WORK TO DO: Return the count of lines that mention "this", with no other words.

GIVEN RECORDS:
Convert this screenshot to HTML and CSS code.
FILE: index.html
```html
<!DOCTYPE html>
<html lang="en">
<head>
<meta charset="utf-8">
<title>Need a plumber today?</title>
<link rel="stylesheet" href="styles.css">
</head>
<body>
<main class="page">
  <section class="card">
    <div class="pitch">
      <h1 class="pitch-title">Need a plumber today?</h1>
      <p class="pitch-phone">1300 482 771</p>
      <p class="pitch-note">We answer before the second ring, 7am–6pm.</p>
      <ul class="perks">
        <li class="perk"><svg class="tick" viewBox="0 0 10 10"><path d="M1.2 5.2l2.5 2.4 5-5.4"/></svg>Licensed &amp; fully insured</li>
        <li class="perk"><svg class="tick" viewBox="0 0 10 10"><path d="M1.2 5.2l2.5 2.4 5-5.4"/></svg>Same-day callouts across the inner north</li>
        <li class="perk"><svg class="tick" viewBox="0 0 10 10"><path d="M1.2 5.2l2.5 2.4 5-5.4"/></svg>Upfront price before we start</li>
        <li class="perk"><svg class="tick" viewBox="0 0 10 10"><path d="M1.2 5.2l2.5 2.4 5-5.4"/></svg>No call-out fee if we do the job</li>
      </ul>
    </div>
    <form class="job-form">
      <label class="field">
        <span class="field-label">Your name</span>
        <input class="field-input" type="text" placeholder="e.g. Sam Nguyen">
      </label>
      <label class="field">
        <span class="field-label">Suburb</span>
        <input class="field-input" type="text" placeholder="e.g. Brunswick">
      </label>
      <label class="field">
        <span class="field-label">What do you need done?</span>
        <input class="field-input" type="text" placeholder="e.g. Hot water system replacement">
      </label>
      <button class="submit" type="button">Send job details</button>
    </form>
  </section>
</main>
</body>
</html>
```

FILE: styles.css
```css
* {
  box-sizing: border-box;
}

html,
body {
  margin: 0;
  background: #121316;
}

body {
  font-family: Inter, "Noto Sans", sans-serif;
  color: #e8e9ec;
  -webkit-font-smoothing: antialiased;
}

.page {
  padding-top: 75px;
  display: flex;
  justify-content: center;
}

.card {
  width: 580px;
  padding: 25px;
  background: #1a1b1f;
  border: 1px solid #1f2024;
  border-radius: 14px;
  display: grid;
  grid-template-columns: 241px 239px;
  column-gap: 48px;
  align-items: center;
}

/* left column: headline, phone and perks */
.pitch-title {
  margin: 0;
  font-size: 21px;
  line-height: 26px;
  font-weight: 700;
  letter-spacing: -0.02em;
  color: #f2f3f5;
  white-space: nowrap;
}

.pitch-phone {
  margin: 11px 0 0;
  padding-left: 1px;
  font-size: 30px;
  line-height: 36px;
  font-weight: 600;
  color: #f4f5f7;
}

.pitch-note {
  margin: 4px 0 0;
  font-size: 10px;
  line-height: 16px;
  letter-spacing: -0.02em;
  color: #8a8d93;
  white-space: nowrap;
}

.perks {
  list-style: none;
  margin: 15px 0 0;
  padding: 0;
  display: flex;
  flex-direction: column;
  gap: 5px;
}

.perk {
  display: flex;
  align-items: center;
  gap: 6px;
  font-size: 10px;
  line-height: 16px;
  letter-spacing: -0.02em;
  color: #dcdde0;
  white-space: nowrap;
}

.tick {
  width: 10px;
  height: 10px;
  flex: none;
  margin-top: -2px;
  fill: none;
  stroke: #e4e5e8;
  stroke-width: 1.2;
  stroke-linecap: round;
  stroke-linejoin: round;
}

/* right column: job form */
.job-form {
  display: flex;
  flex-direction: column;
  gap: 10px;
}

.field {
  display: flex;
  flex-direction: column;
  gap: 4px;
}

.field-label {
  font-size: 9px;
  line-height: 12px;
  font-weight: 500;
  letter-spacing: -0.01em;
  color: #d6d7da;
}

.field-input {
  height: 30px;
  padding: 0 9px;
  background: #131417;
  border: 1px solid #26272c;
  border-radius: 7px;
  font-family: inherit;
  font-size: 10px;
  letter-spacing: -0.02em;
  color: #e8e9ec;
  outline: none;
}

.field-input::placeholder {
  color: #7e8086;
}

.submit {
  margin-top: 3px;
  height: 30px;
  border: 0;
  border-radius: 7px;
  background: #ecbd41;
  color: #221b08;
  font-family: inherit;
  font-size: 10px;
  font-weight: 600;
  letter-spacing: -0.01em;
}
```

---

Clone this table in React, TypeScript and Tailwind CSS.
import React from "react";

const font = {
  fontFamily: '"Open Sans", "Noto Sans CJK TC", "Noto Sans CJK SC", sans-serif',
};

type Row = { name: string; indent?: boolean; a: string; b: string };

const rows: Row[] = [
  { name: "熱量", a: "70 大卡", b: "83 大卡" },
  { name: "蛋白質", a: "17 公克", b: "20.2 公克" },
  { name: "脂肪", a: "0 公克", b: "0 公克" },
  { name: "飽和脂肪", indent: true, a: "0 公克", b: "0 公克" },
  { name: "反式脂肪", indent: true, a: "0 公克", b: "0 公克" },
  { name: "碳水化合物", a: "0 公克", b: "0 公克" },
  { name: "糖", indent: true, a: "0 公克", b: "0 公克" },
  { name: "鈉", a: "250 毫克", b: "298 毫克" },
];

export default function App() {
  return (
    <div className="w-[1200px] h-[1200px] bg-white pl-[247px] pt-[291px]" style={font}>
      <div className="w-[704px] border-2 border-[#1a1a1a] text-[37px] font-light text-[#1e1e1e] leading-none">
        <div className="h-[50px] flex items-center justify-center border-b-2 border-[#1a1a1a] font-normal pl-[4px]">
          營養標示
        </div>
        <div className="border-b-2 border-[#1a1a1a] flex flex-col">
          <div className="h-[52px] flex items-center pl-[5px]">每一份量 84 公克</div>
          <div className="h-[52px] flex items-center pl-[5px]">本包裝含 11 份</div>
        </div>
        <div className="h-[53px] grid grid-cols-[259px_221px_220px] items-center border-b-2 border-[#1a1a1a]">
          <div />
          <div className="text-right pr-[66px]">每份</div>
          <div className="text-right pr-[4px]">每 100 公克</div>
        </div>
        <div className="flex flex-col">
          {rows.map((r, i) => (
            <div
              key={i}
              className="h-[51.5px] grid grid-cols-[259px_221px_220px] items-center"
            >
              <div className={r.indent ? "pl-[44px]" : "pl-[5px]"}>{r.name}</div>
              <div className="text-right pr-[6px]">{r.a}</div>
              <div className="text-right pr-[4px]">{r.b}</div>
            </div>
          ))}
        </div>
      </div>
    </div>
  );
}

PROBLEM SOLUTION: 2